SUPPLIED MATERIAL:
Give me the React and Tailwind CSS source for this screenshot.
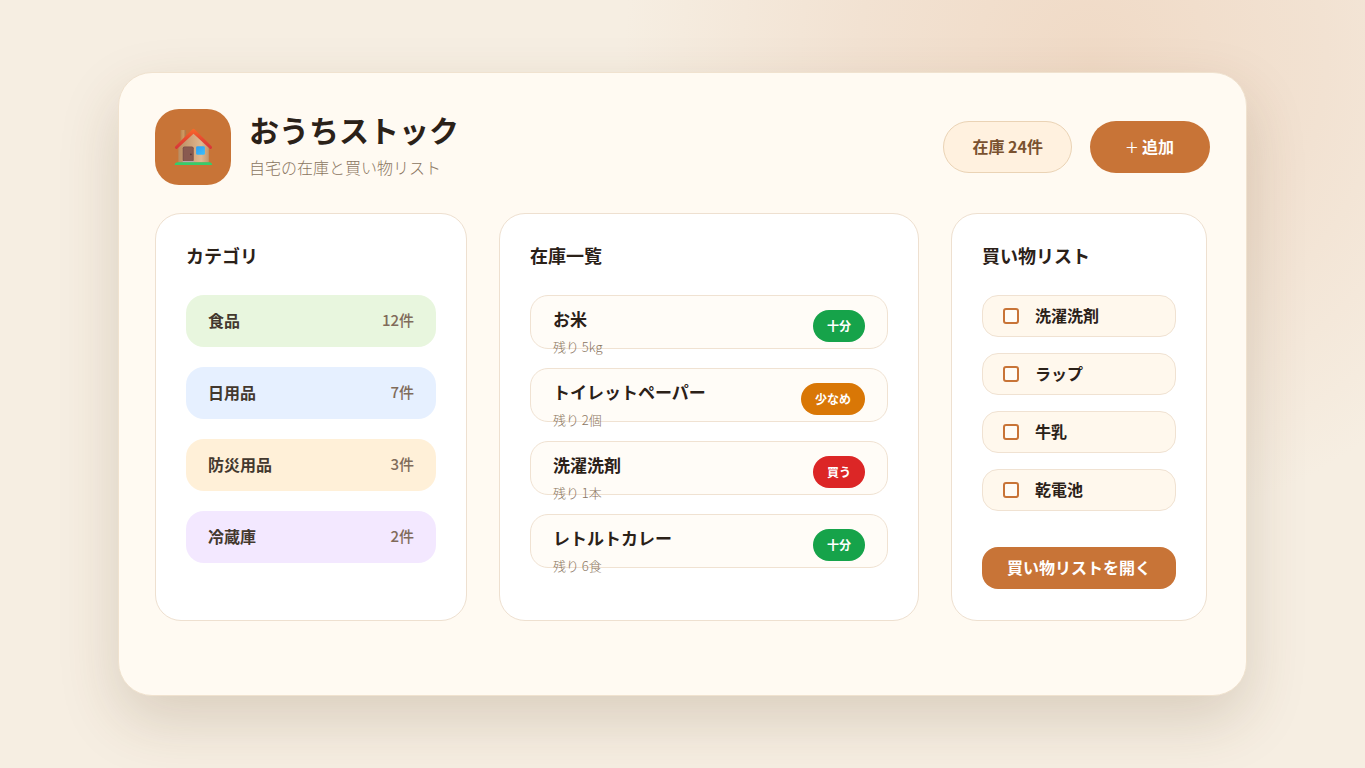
const categories = [
  { name: "食品", count: "12件", tone: "bg-[#e8f6de]" },
  { name: "日用品", count: "7件", tone: "bg-[#e6f0ff]" },
  { name: "防災用品", count: "3件", tone: "bg-[#fff0d8]" },
  { name: "冷蔵庫", count: "2件", tone: "bg-[#f3e8ff]" },
];

const stock = [
  { name: "お米", rest: "残り 5kg", status: "十分", tone: "bg-[#16a34a]" },
  { name: "トイレットペーパー", rest: "残り 2個", status: "少なめ", tone: "bg-[#d97706]" },
  { name: "洗濯洗剤", rest: "残り 1本", status: "買う", tone: "bg-[#dc2626]" },
  { name: "レトルトカレー", rest: "残り 6食", status: "十分", tone: "bg-[#16a34a]" },
];

const shopping = ["洗濯洗剤", "ラップ", "牛乳", "乾電池"];

function HouseIcon() {
  return (
    <svg viewBox="0 0 40 40" className="h-10 w-10" aria-hidden="true">
      <defs>
        <linearGradient id="wall" x1="0" x2="1" y1="0" y2="0">
          <stop offset="0" stopColor="#b98d62" />
          <stop offset="0.45" stopColor="#d3a67c" />
          <stop offset="0.75" stopColor="#e0b890" />
          <stop offset="1" stopColor="#c4976c" />
        </linearGradient>
        <linearGradient id="chimney" x1="0" x2="1" y1="0" y2="0">
          <stop offset="0" stopColor="#b98450" />
          <stop offset="0.5" stopColor="#d09a62" />
          <stop offset="1" stopColor="#a97244" />
        </linearGradient>
        <linearGradient id="roof" x1="0" x2="0" y1="0" y2="1">
          <stop offset="0" stopColor="#f96a2a" />
          <stop offset="0.5" stopColor="#e64a30" />
          <stop offset="1" stopColor="#d6353a" />
        </linearGradient>
        <linearGradient id="glass" x1="0" x2="1" y1="0" y2="1">
          <stop offset="0" stopColor="#2f9df0" />
          <stop offset="1" stopColor="#3cc0fb" />
        </linearGradient>
      </defs>
      <rect x="7.5" y="3" width="5.6" height="16" rx="0.8" fill="url(#chimney)" />
      <path d="M5.4 20 20.5 5 35.8 20V35.5H5.4Z" fill="url(#wall)" />
      <rect x="9.7" y="19.4" width="11" height="15.4" rx="1.8" fill="#7a4f48" />
      <rect x="10.6" y="20.3" width="9.2" height="14.5" rx="1" fill="#895a50" />
      <circle cx="17.9" cy="27.4" r="0.8" fill="#52342f" />
      <rect x="9.7" y="34" width="11.4" height="1.4" fill="#b7aaae" />
      <rect x="23.1" y="19.2" width="8.8" height="8.6" rx="1.4" fill="url(#glass)" />
      <path
        d="M19.2 2.4Q20.5 1.2 21.8 2.4L38.8 19.4Q39.5 20.8 38.6 21.6Q37.6 22.3 36.6 21.4L20.5 6.8 4.4 21.4Q3.4 22.3 2.4 21.6Q1.4 20.8 2.2 19.4Z"
        fill="url(#roof)"
      />
      <path d="M1.6 38Q1.6 35.6 4 35.2H37Q39.2 35.6 39.2 38Z" fill="#35cd6b" />
    </svg>
  );
}

function Panel({ title, children }) {
  return (
    <section className="min-h-[408px] min-w-0 rounded-[26px] border border-[#eee0d0] bg-white px-[30px] pt-[29px] pb-[30px]">
      <h2 className="mb-7 text-[18px] leading-6 font-bold">{title}</h2>
      {children}
    </section>
  );
}

export default function App() {
  return (
    <div className="flex min-h-screen items-center justify-center bg-[#f6eee2] bg-[radial-gradient(circle_at_80%_8%,#f0dac6_0%,#f2e2d2_18%,#f6eee2_36%)] px-[118px] py-10 font-['Noto_Sans_CJK_JP',sans-serif] text-[#2b2118]">
      <main className="w-full rounded-[34px] border border-[#f0e2cf] bg-[#fffaf2] px-9 pt-9 pb-[74px] shadow-[0_24px_60px_rgba(90,60,30,0.18)]">
        <header className="mb-7 flex items-center justify-between">
          <div className="flex items-center gap-[18px]">
            <div className="flex h-[76px] w-[76px] items-center justify-center rounded-3xl bg-[#c87437]">
              <HouseIcon />
            </div>
            <div className="pb-1">
              <h1 className="text-[30px] leading-10 font-bold">おうちストック</h1>
              <p className="mt-1 text-[16px] leading-7 font-light text-[#8a7560]">自宅の在庫と買い物リスト</p>
            </div>
          </div>
          <div className="flex items-center gap-[18px]">
            <span className="flex h-[52px] items-center rounded-[26px] border border-[#ead3b5] bg-[#fff1df] px-7 pb-[2px] text-[16px] font-bold text-[#7a5230]">
              在庫 24件
            </span>
            <button
              type="button"
              className="flex h-[52px] w-[120px] items-center justify-center gap-1 rounded-[26px] bg-[#c87437] pb-[2px] text-[16px] font-bold text-white"
            >
              <span className="text-[22px] leading-6 font-light">+</span>
              <span>追加</span>
            </button>
          </div>
        </header>

        <div className="grid grid-cols-[312fr_420fr_256fr] gap-8 pr-[3px]">
          <Panel title="カテゴリ">
            <ul className="flex flex-col gap-5">
              {categories.map((c) => (
                <li
                  key={c.name}
                  className={`flex h-[52px] items-center justify-between rounded-[18px] px-[22px] pb-[2px] ${c.tone}`}
                >
                  <span className="text-[16px] font-bold text-[#43382e]">{c.name}</span>
                  <span className="text-[15px] font-medium text-[#806b5a]">{c.count}</span>
                </li>
              ))}
            </ul>
          </Panel>

          <Panel title="在庫一覧">
            <ul className="flex flex-col gap-[19px]">
              {stock.map((s) => (
                <li
                  key={s.name}
                  className="flex h-[54px] items-start justify-between rounded-[18px] border border-[#f0e2d2] bg-[#fffcf7] px-[22px] pt-[14px]"
                >
                  <div>
                    <h3 className="text-[17px] leading-[18px] font-bold">{s.name}</h3>
                    <p className="mt-[9px] text-[13px] leading-5 font-light text-[#8a7560]">{s.rest}</p>
                  </div>
                  <span
                    className={`flex h-8 items-center rounded-full px-[14px] text-[12px] font-bold text-white ${s.tone}`}
                  >
                    {s.status}
                  </span>
                </li>
              ))}
            </ul>
          </Panel>

          <Panel title="買い物リスト">
            <ul className="flex flex-col gap-4">
              {shopping.map((name) => (
                <li key={name}>
                  <label className="flex h-[42px] items-center gap-4 rounded-2xl border border-[#f0e2d2] bg-[#fff8ed] px-5 text-[16px] font-bold">
                    <input
                      type="checkbox"
                      className="h-4 w-4 appearance-none rounded-[3px] border-2 border-[#c87437] bg-white/50 checked:bg-[#c87437]"
                    />
                    <span className="pb-[3px]">{name}</span>
                  </label>
                </li>
              ))}
            </ul>
            <button
              type="button"
              className="mt-9 h-[42px] w-full rounded-2xl bg-[#c87437] pb-[3px] text-[16px] font-bold text-white"
            >
              買い物リストを開く
            </button>
          </Panel>
        </div>
      </main>
    </div>
  );
}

THE TASK:
Give the data again exactly as written, with all pictures left out.

WRITTEN REPLY:
Give me the React and Tailwind CSS source for this screenshot.
const categories = [
  { name: "食品", count: "12件", tone: "bg-[#e8f6de]" },
  { name: "日用品", count: "7件", tone: "bg-[#e6f0ff]" },
  { name: "防災用品", count: "3件", tone: "bg-[#fff0d8]" },
  { name: "冷蔵庫", count: "2件", tone: "bg-[#f3e8ff]" },
];

const stock = [
  { name: "お米", rest: "残り 5kg", status: "十分", tone: "bg-[#16a34a]" },
  { name: "トイレットペーパー", rest: "残り 2個", status: "少なめ", tone: "bg-[#d97706]" },
  { name: "洗濯洗剤", rest: "残り 1本", status: "買う", tone: "bg-[#dc2626]" },
  { name: "レトルトカレー", rest: "残り 6食", status: "十分", tone: "bg-[#16a34a]" },
];

const shopping = ["洗濯洗剤", "ラップ", "牛乳", "乾電池"];

function HouseIcon() {
  return (
    <svg viewBox="0 0 40 40" className="h-10 w-10" aria-hidden="true">
      <defs>
        <linearGradient id="wall" x1="0" x2="1" y1="0" y2="0">
          <stop offset="0" stopColor="#b98d62" />
          <stop offset="0.45" stopColor="#d3a67c" />
          <stop offset="0.75" stopColor="#e0b890" />
          <stop offset="1" stopColor="#c4976c" />
        </linearGradient>
        <linearGradient id="chimney" x1="0" x2="1" y1="0" y2="0">
          <stop offset="0" stopColor="#b98450" />
          <stop offset="0.5" stopColor="#d09a62" />
          <stop offset="1" stopColor="#a97244" />
        </linearGradient>
        <linearGradient id="roof" x1="0" x2="0" y1="0" y2="1">
          <stop offset="0" stopColor="#f96a2a" />
          <stop offset="0.5" stopColor="#e64a30" />
          <stop offset="1" stopColor="#d6353a" />
        </linearGradient>
        <linearGradient id="glass" x1="0" x2="1" y1="0" y2="1">
          <stop offset="0" stopColor="#2f9df0" />
          <stop offset="1" stopColor="#3cc0fb" />
        </linearGradient>
      </defs>
      <rect x="7.5" y="3" width="5.6" height="16" rx="0.8" fill="url(#chimney)" />
      <path d="M5.4 20 20.5 5 35.8 20V35.5H5.4Z" fill="url(#wall)" />
      <rect x="9.7" y="19.4" width="11" height="15.4" rx="1.8" fill="#7a4f48" />
      <rect x="10.6" y="20.3" width="9.2" height="14.5" rx="1" fill="#895a50" />
      <circle cx="17.9" cy="27.4" r="0.8" fill="#52342f" />
      <rect x="9.7" y="34" width="11.4" height="1.4" fill="#b7aaae" />
      <rect x="23.1" y="19.2" width="8.8" height="8.6" rx="1.4" fill="url(#glass)" />
      <path
        d="M19.2 2.4Q20.5 1.2 21.8 2.4L38.8 19.4Q39.5 20.8 38.6 21.6Q37.6 22.3 36.6 21.4L20.5 6.8 4.4 21.4Q3.4 22.3 2.4 21.6Q1.4 20.8 2.2 19.4Z"
        fill="url(#roof)"
      />
      <path d="M1.6 38Q1.6 35.6 4 35.2H37Q39.2 35.6 39.2 38Z" fill="#35cd6b" />
    </svg>
  );
}

function Panel({ title, children }) {
  return (
    <section className="min-h-[408px] min-w-0 rounded-[26px] border border-[#eee0d0] bg-white px-[30px] pt-[29px] pb-[30px]">
      <h2 className="mb-7 text-[18px] leading-6 font-bold">{title}</h2>
      {children}
    </section>
  );
}

export default function App() {
  return (
    <div className="flex min-h-screen items-center justify-center bg-[#f6eee2] bg-[radial-gradient(circle_at_80%_8%,#f0dac6_0%,#f2e2d2_18%,#f6eee2_36%)] px-[118px] py-10 font-['Noto_Sans_CJK_JP',sans-serif] text-[#2b2118]">
      <main className="w-full rounded-[34px] border border-[#f0e2cf] bg-[#fffaf2] px-9 pt-9 pb-[74px] shadow-[0_24px_60px_rgba(90,60,30,0.18)]">
        <header className="mb-7 flex items-center justify-between">
          <div className="flex items-center gap-[18px]">
            <div className="flex h-[76px] w-[76px] items-center justify-center rounded-3xl bg-[#c87437]">
              <HouseIcon />
            </div>
            <div className="pb-1">
              <h1 className="text-[30px] leading-10 font-bold">おうちストック</h1>
              <p className="mt-1 text-[16px] leading-7 font-light text-[#8a7560]">自宅の在庫と買い物リスト</p>
            </div>
          </div>
          <div className="flex items-center gap-[18px]">
            <span className="flex h-[52px] items-center rounded-[26px] border border-[#ead3b5] bg-[#fff1df] px-7 pb-[2px] text-[16px] font-bold text-[#7a5230]">
              在庫 24件
            </span>
            <button
              type="button"
              className="flex h-[52px] w-[120px] items-center justify-center gap-1 rounded-[26px] bg-[#c87437] pb-[2px] text-[16px] font-bold text-white"
            >
              <span className="text-[22px] leading-6 font-light">+</span>
              <span>追加</span>
            </button>
          </div>
        </header>

        <div className="grid grid-cols-[312fr_420fr_256fr] gap-8 pr-[3px]">
          <Panel title="カテゴリ">
            <ul className="flex flex-col gap-5">
              {categories.map((c) => (
                <li
                  key={c.name}
                  className={`flex h-[52px] items-center justify-between rounded-[18px] px-[22px] pb-[2px] ${c.tone}`}
                >
                  <span className="text-[16px] font-bold text-[#43382e]">{c.name}</span>
                  <span className="text-[15px] font-medium text-[#806b5a]">{c.count}</span>
                </li>
              ))}
            </ul>
          </Panel>

          <Panel title="在庫一覧">
            <ul className="flex flex-col gap-[19px]">
              {stock.map((s) => (
                <li
                  key={s.name}
                  className="flex h-[54px] items-start justify-between rounded-[18px] border border-[#f0e2d2] bg-[#fffcf7] px-[22px] pt-[14px]"
                >
                  <div>
                    <h3 className="text-[17px] leading-[18px] font-bold">{s.name}</h3>
                    <p className="mt-[9px] text-[13px] leading-5 font-light text-[#8a7560]">{s.rest}</p>
                  </div>
                  <span
                    className={`flex h-8 items-center rounded-full px-[14px] text-[12px] font-bold text-white ${s.tone}`}
                  >
                    {s.status}
                  </span>
                </li>
              ))}
            </ul>
          </Panel>

          <Panel title="買い物リスト">
            <ul className="flex flex-col gap-4">
              {shopping.map((name) => (
                <li key={name}>
                  <label className="flex h-[42px] items-center gap-4 rounded-2xl border border-[#f0e2d2] bg-[#fff8ed] px-5 text-[16px] font-bold">
                    <input
                      type="checkbox"
                      className="h-4 w-4 appearance-none rounded-[3px] border-2 border-[#c87437] bg-white/50 checked:bg-[#c87437]"
                    />
                    <span className="pb-[3px]">{name}</span>
                  </label>
                </li>
              ))}
            </ul>
            <button
              type="button"
              className="mt-9 h-[42px] w-full rounded-2xl bg-[#c87437] pb-[3px] text-[16px] font-bold text-white"
            >
              買い物リストを開く
            </button>
          </Panel>
        </div>
      </main>
    </div>
  );
}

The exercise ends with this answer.